Speaking of my FAQ, I keep thinking I should update it, but then I realize that I have nothing new to add to it. I've already dissected and picked apart every possible aspect of the game, explained how to exploit the two powerup inventory to really screw over your opponents, and found a glitch on Touch and Go that I'm still not sure if it affects lap time at all because I haven't been able to hit it consistently lately, and I don't have the video capture equipment to make a proper video documentation of it. If it does affect lap time, it's not by much, because I've gotten within a second of my glitch fast lap without using the glitch, and I make mistakes all the fucking time on that track.

Maybe that's why I can't beat any of my fast laps: I make too many damn mistakes. What this entire post boils down to is "SUCK LESS".

Sunday, September 7, 2008

A Survivor Is Me

Yeah, I play Guild Wars. Finally got my Dervish to level 20 with no deaths, and picked up the first rank of the Survivor title. Here's a screenshot for posterity, and because SCREENSHOT OR IT DIDN'T HAPPEN.


Just in case you're wondering, I was doing solo runs through the 13 level 20 Snow Wurms outside Boreal Station in Eye of the North, using insight scrolls to amplify experience gain. The Igneous Summoning Stone (which summons the Fire Imp you see in the picture) made each run take about 5 minutes, including jogging to where the wurms were. They said it was there to help people level up characters faster, and it really works, as without it a run took 10 minutes. The only drawback is now that I'm level 20 I can't use it anymore.

Now to get to Legendary Survivor. 1,337,500 experience, here I come.

Wednesday, September 3, 2008

Faster page loading = better

So Google changed some things up on Picasaweb. Pages load a lot faster now (yay!), and there are licensing options for all images. Unfortunately it's trying to cement itself as a photo sharing service instead of a general image sharing service, as there's no option for a Public Domain license, which wallpapers tend to fall under. I set mine up with what I figured to be the closest Creative Commons license to Public Domain, which includes a few terms I don't need (attribution), but allows derivative works and free distribution.

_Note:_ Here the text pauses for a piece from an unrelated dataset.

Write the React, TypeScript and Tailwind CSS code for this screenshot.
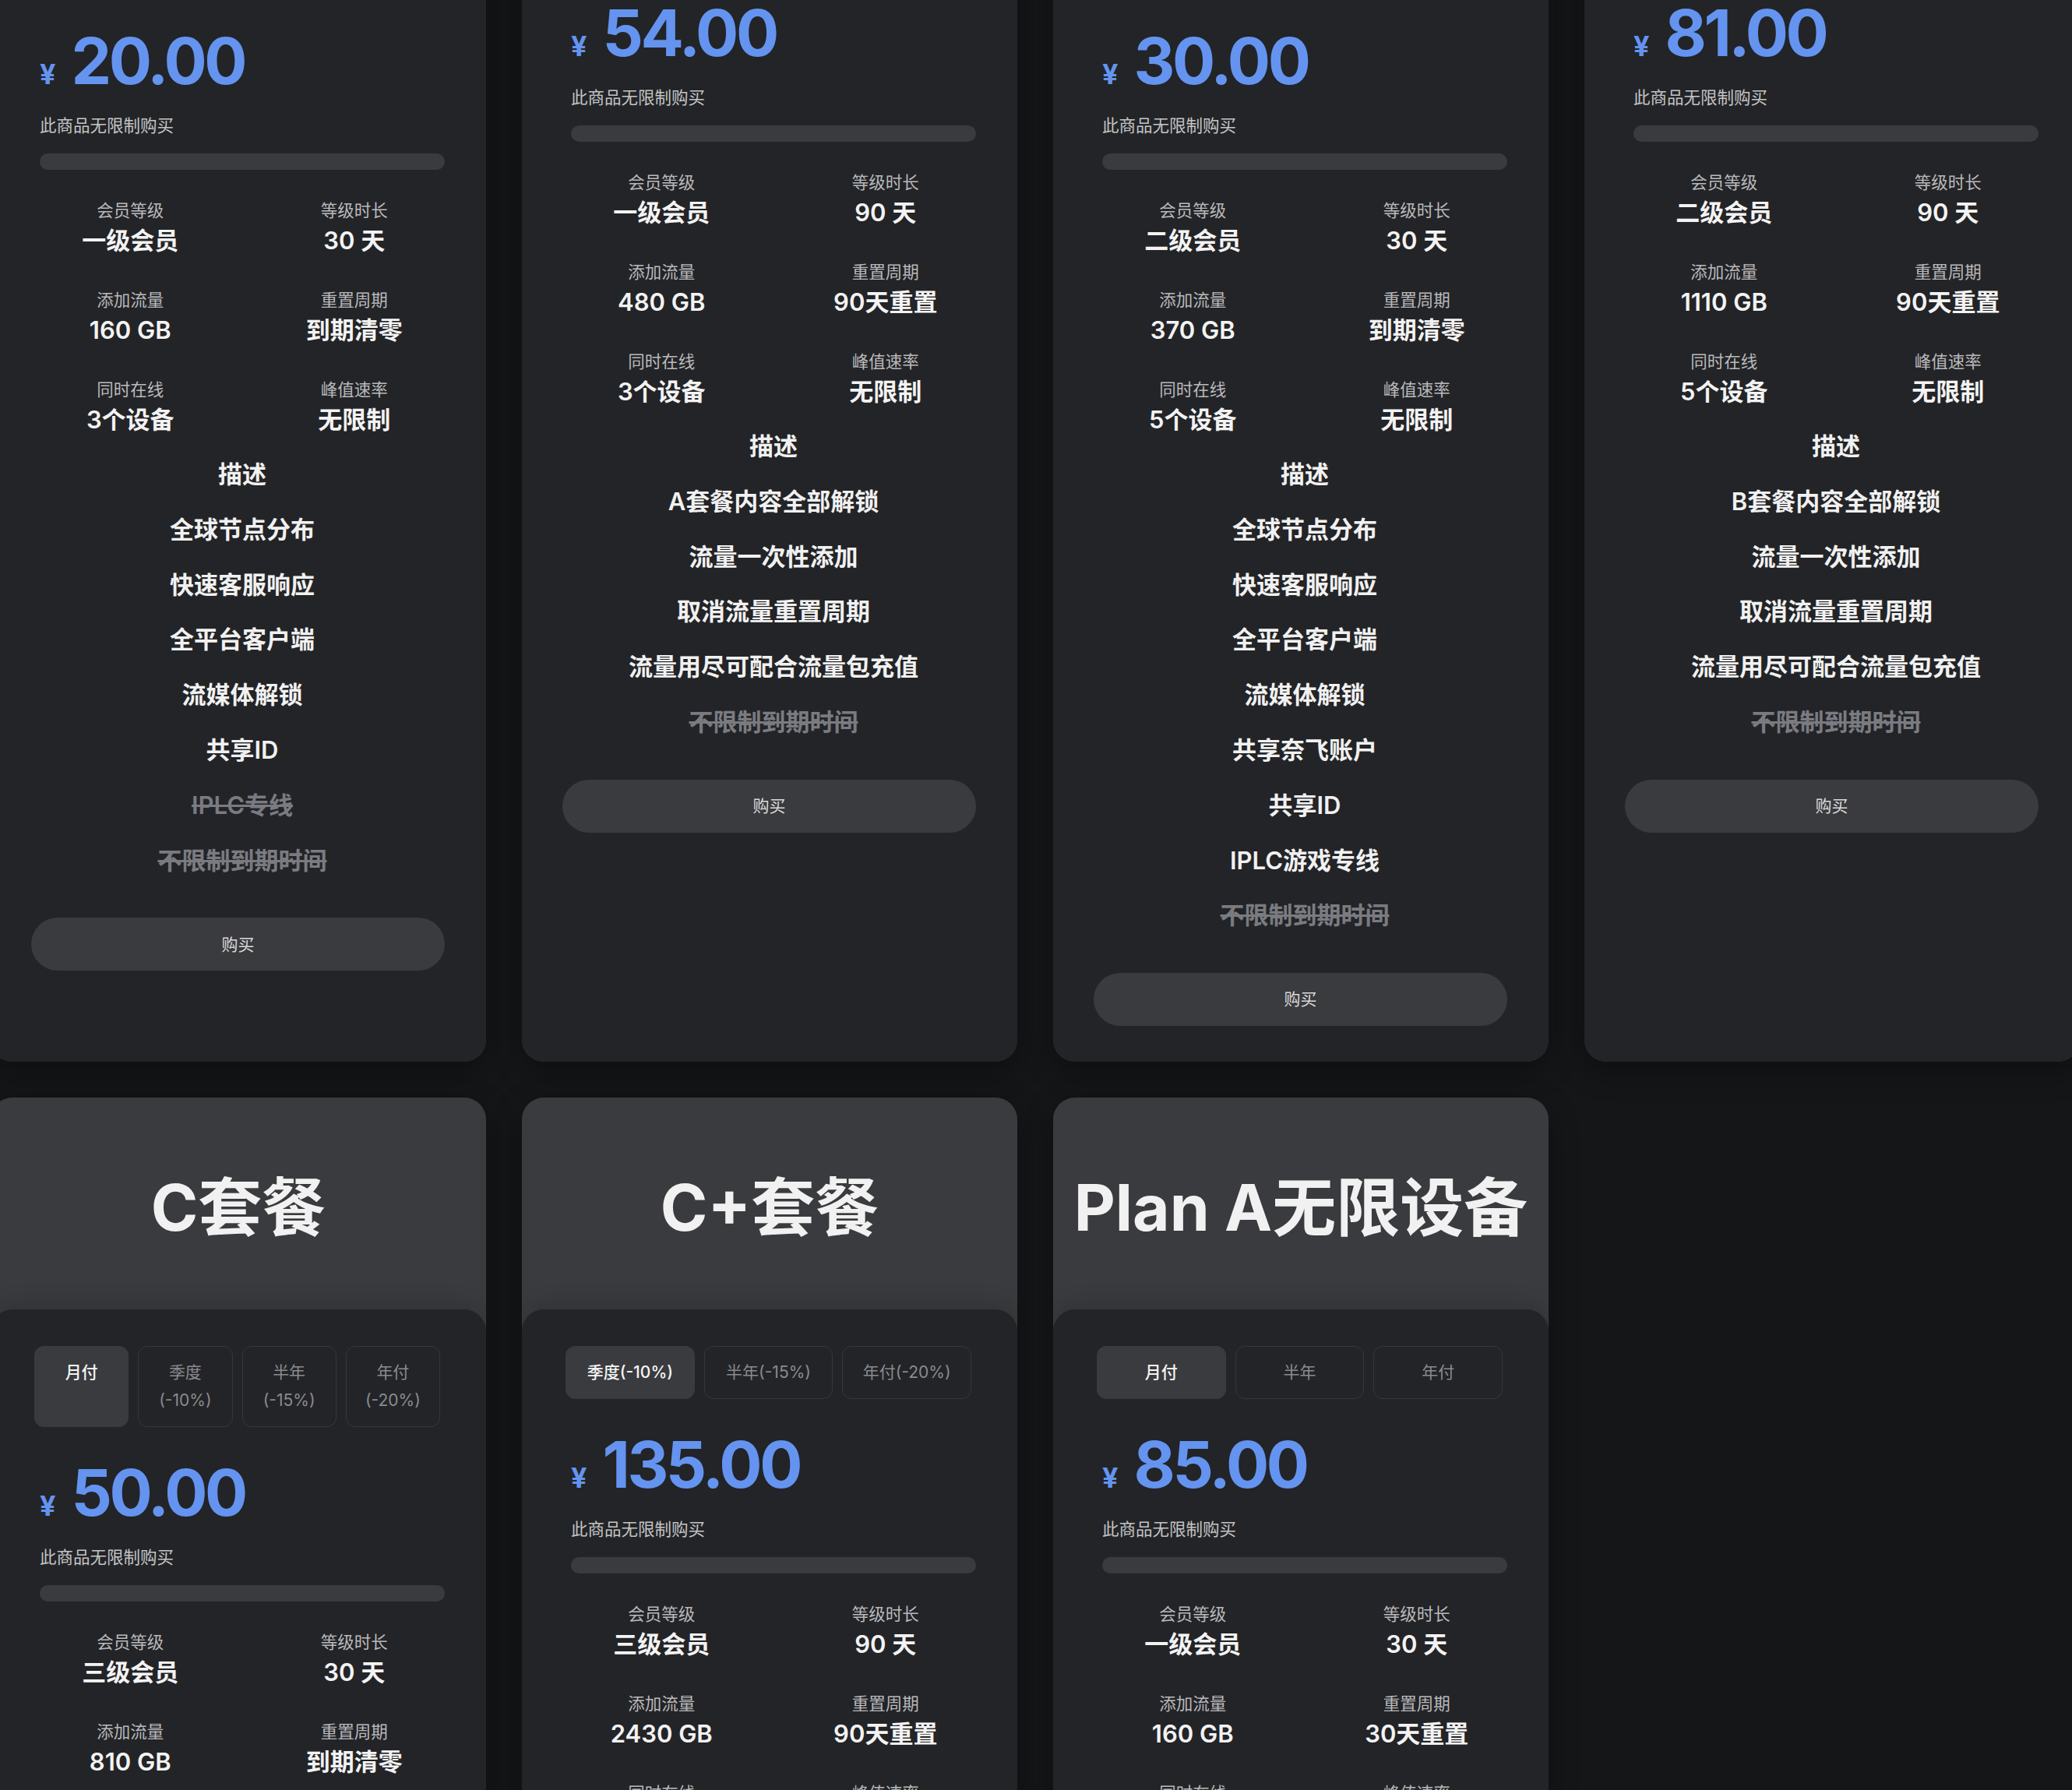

Since wallpapers are already derivative works, this kinda makes sense. The attribution thing is stupid as many of the wallpapers have been edited, either by myself or others, specifically to remove creditfagging.

They also added this "Name Tags" feature which isn't really useful at all for wallpapers since they link it into your contacts. It's supposed to provide an easy way to tag a bunch of photos at once according to who's in them. Now they just need tag tracking and easy tag maintenance for the regular tags.

I guess in the end I should just set up my own wallpaper gallery thing on some shared hosting somewhere, instead of taking frameworks clearly intended for other uses and adapting them for my own purposes.

There would be a wallpaper update, except that I don't have any wallpapers ready to upload. I haven't been on 4chan (or even 4scrape) nearly as much lately as I have been in the past. These things come and go, I'll probably have a shitton of them in a month or so.

In other news, the solder fix on my wireless Kramer is wearing off again. I have to play with the guitar sideways, neck pointed at the screen, so I can push the neck down into the base of the controller while I play. Whoever came up with the detachable neck idea really needs to be shot. I also took some Goo Gone to the warranty sticker on it, cleanly removing the sticker and the residue it leaves behind, so as soon as I get a Torx T10 screwdriver I can take the fucker apart and hardwire it. No more unrecognized button presses, flickering notes, or dropped holds for me.